— start RECORDS SHOWN —

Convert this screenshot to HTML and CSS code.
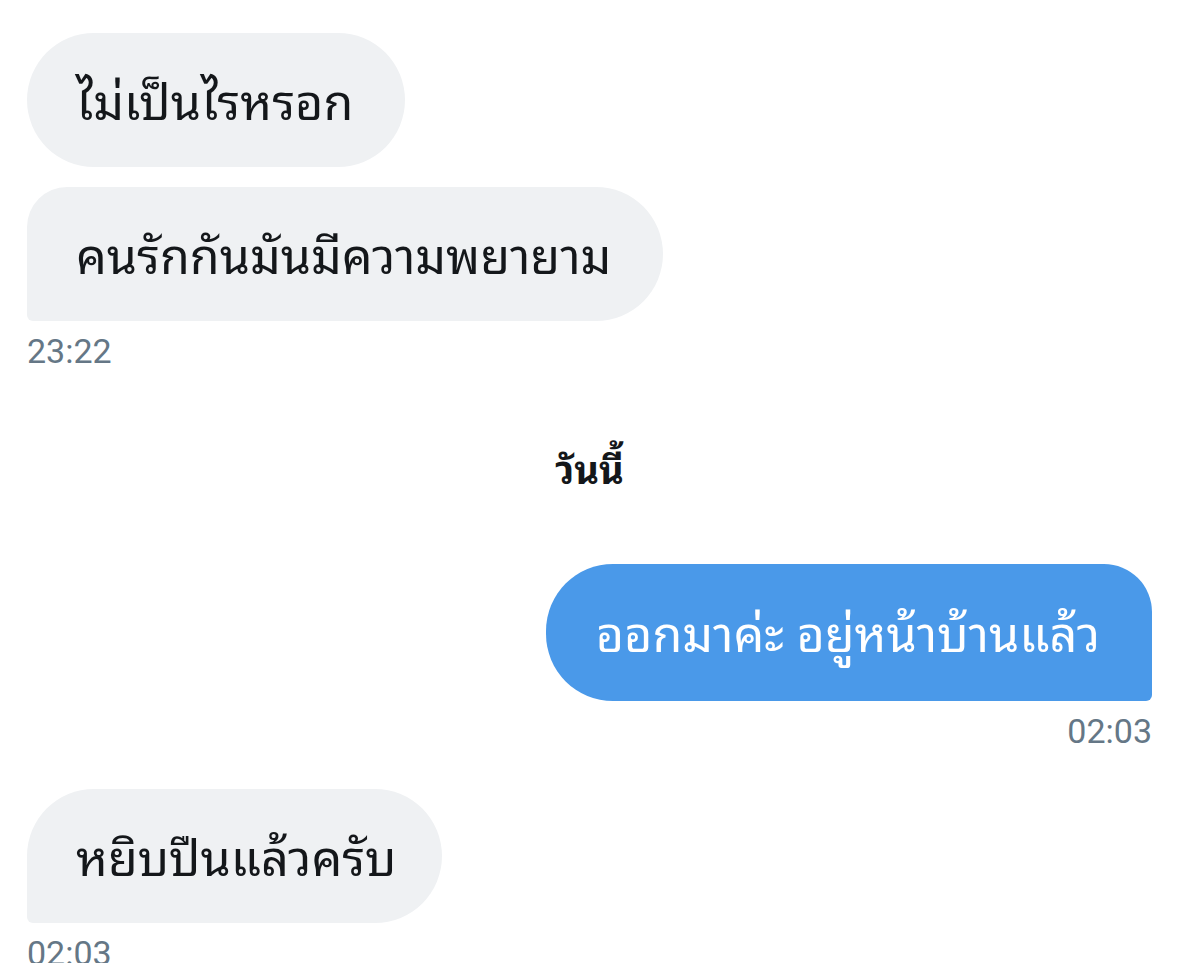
FILE: index.html
```html
<!DOCTYPE html>
<html lang="th">
<head>
<meta charset="utf-8">
<title>Messages</title>
<link rel="stylesheet" href="styles.css">
</head>
<body>
<main class="chat">
  <div class="msg in">
    <div class="bubble in-first">ไม่เป็นไรหรอก</div>
  </div>
  <div class="msg in gap-s">
    <div class="bubble in-last">คนรักกันมันมีความพยายาม</div>
    <div class="time">23:22</div>
  </div>
  <div class="day">วันนี้</div>
  <div class="msg out">
    <div class="bubble out-last">ออกมาค่ะ อยู่หน้าบ้านแล้ว</div>
    <div class="time">02:03</div>
  </div>
  <div class="msg in gap-l">
    <div class="bubble in-single">หยิบปืนแล้วครับ</div>
    <div class="time">02:03</div>
  </div>
</main>
</body>
</html>
```

FILE: styles.css
```css
html, body {
  margin: 0;
  padding: 0;
  background: #ffffff;
}

body {
  font-family: "Noto Sans Thai Looped", "Noto Looped Thai", "Loma", "Garuda", "Norasi", "Noto Sans Thai", "Noto Sans", sans-serif;
  color: #14171a;
  overflow: hidden;
  height: 963px;
}

.chat {
  display: flex;
  flex-direction: column;
  padding: 33px 27px 0 27px;
}

.msg {
  display: flex;
  flex-direction: column;
}

.msg.in { align-items: flex-start; }
.msg.out { align-items: flex-end; }

.gap-s { margin-top: 20px; }
.gap-l { margin-top: 38px; }

.bubble {
  display: flex;
  align-items: center;
  height: 134px;
  box-sizing: border-box;
  padding: 0 52px 5px 49px;
  font-size: 48.5px;
  white-space: nowrap;
  background: #eff1f3;
  color: #14171a;
}

.in-first { border-radius: 67px; }
.in-last { border-radius: 40px 67px 67px 6px; }
.in-single {
  padding-right: 46px;
  border-radius: 67px 67px 67px 6px;
}

.out-last {
  background: #4a99e9;
  color: #ffffff;
  height: 137px;
  padding: 0 52px 5px 50px;
  border-radius: 67px 48px 6px 67px;
}

.time {
  font-family: Roboto, "Liberation Sans", sans-serif;
  font-size: 34px;
  line-height: 40px;
  color: #657786;
  margin-top: 10px;
}

.day {
  align-self: center;
  font-size: 38px;
  font-weight: 700;
  margin: 65px 0 67px 0;
  color: #14171a;
}
```
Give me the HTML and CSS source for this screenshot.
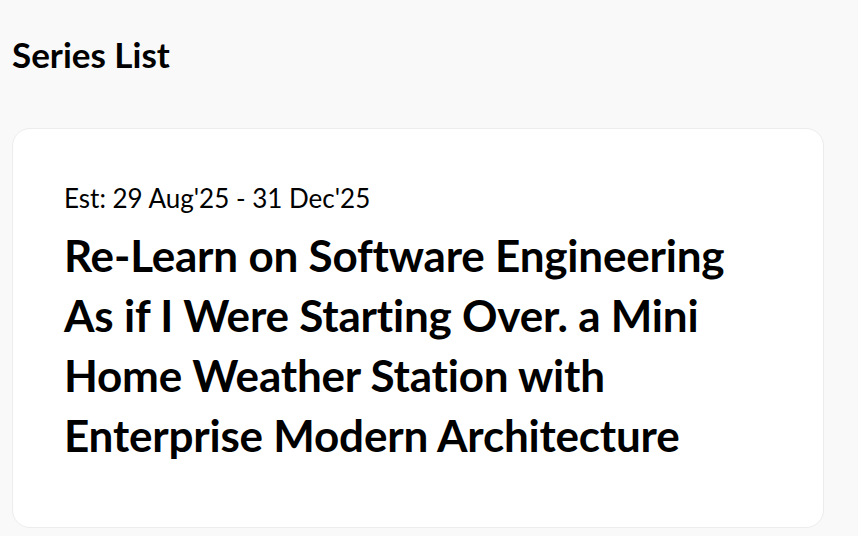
FILE: index.html
```html
<!DOCTYPE html>
<html lang="en">
<head>
<meta charset="utf-8">
<title>Series List</title>
<link rel="stylesheet" href="styles.css">
</head>
<body>
<main class="page">
  <h1 class="page-title">Series List</h1>
  <section class="series-list">
    <article class="series-card">
      <p class="series-date">Est: 29 Aug'25 - 31 Dec'25</p>
      <h2 class="series-title">Re-Learn on Software Engineering As if I Were Starting Over. a Mini Home Weather Station with Enterprise Modern Architecture</h2>
    </article>
  </section>
</main>
</body>
</html>
```

FILE: styles.css
```css
html, body {
  margin: 0;
  padding: 0;
  background: #f9f9f9;
}
body {
  font-family: Lato, "Liberation Sans", sans-serif;
  color: #000;
}
.page {
  padding: 34px 12px 0 12px;
}
.page-title {
  margin: 0;
  font-size: 35px;
  line-height: 40px;
  font-weight: 700;
}
.series-list {
  margin-top: 54px;
}
.series-card {
  width: 812px;
  box-sizing: border-box;
  background: #fff;
  border: 1.5px solid #ececec;
  border-radius: 18px;
  padding: 53px 50px 62px 51px;
}
.series-date {
  margin: 0;
  font-size: 26px;
  line-height: 32px;
}
.series-title {
  margin: 11px 0 0 0;
  width: 700px;
  font-size: 44px;
  line-height: 60px;
  font-weight: 700;
  letter-spacing: -0.2px;
}
```
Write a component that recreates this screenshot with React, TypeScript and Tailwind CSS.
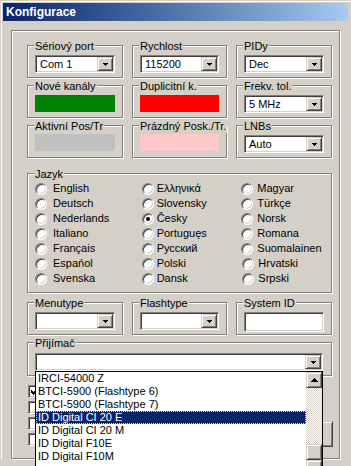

— end RECORDS SHOWN —

### SET EXERCISE:
Using the material above, return every line exactly as it appears, minus the pictures.

### REPLY TO THE TASK:
Convert this screenshot to HTML and CSS code.
FILE: index.html
```html
<!DOCTYPE html>
<html lang="th">
<head>
<meta charset="utf-8">
<title>Messages</title>
<link rel="stylesheet" href="styles.css">
</head>
<body>
<main class="chat">
  <div class="msg in">
    <div class="bubble in-first">ไม่เป็นไรหรอก</div>
  </div>
  <div class="msg in gap-s">
    <div class="bubble in-last">คนรักกันมันมีความพยายาม</div>
    <div class="time">23:22</div>
  </div>
  <div class="day">วันนี้</div>
  <div class="msg out">
    <div class="bubble out-last">ออกมาค่ะ อยู่หน้าบ้านแล้ว</div>
    <div class="time">02:03</div>
  </div>
  <div class="msg in gap-l">
    <div class="bubble in-single">หยิบปืนแล้วครับ</div>
    <div class="time">02:03</div>
  </div>
</main>
</body>
</html>
```

FILE: styles.css
```css
html, body {
  margin: 0;
  padding: 0;
  background: #ffffff;
}

body {
  font-family: "Noto Sans Thai Looped", "Noto Looped Thai", "Loma", "Garuda", "Norasi", "Noto Sans Thai", "Noto Sans", sans-serif;
  color: #14171a;
  overflow: hidden;
  height: 963px;
}

.chat {
  display: flex;
  flex-direction: column;
  padding: 33px 27px 0 27px;
}

.msg {
  display: flex;
  flex-direction: column;
}

.msg.in { align-items: flex-start; }
.msg.out { align-items: flex-end; }

.gap-s { margin-top: 20px; }
.gap-l { margin-top: 38px; }

.bubble {
  display: flex;
  align-items: center;
  height: 134px;
  box-sizing: border-box;
  padding: 0 52px 5px 49px;
  font-size: 48.5px;
  white-space: nowrap;
  background: #eff1f3;
  color: #14171a;
}

.in-first { border-radius: 67px; }
.in-last { border-radius: 40px 67px 67px 6px; }
.in-single {
  padding-right: 46px;
  border-radius: 67px 67px 67px 6px;
}

.out-last {
  background: #4a99e9;
  color: #ffffff;
  height: 137px;
  padding: 0 52px 5px 50px;
  border-radius: 67px 48px 6px 67px;
}

.time {
  font-family: Roboto, "Liberation Sans", sans-serif;
  font-size: 34px;
  line-height: 40px;
  color: #657786;
  margin-top: 10px;
}

.day {
  align-self: center;
  font-size: 38px;
  font-weight: 700;
  margin: 65px 0 67px 0;
  color: #14171a;
}
```
Give me the HTML and CSS source for this screenshot.
FILE: index.html
```html
<!DOCTYPE html>
<html lang="en">
<head>
<meta charset="utf-8">
<title>Series List</title>
<link rel="stylesheet" href="styles.css">
</head>
<body>
<main class="page">
  <h1 class="page-title">Series List</h1>
  <section class="series-list">
    <article class="series-card">
      <p class="series-date">Est: 29 Aug'25 - 31 Dec'25</p>
      <h2 class="series-title">Re-Learn on Software Engineering As if I Were Starting Over. a Mini Home Weather Station with Enterprise Modern Architecture</h2>
    </article>
  </section>
</main>
</body>
</html>
```

FILE: styles.css
```css
html, body {
  margin: 0;
  padding: 0;
  background: #f9f9f9;
}
body {
  font-family: Lato, "Liberation Sans", sans-serif;
  color: #000;
}
.page {
  padding: 34px 12px 0 12px;
}
.page-title {
  margin: 0;
  font-size: 35px;
  line-height: 40px;
  font-weight: 700;
}
.series-list {
  margin-top: 54px;
}
.series-card {
  width: 812px;
  box-sizing: border-box;
  background: #fff;
  border: 1.5px solid #ececec;
  border-radius: 18px;
  padding: 53px 50px 62px 51px;
}
.series-date {
  margin: 0;
  font-size: 26px;
  line-height: 32px;
}
.series-title {
  margin: 11px 0 0 0;
  width: 700px;
  font-size: 44px;
  line-height: 60px;
  font-weight: 700;
  letter-spacing: -0.2px;
}
```
Write a component that recreates this screenshot with React, TypeScript and Tailwind CSS.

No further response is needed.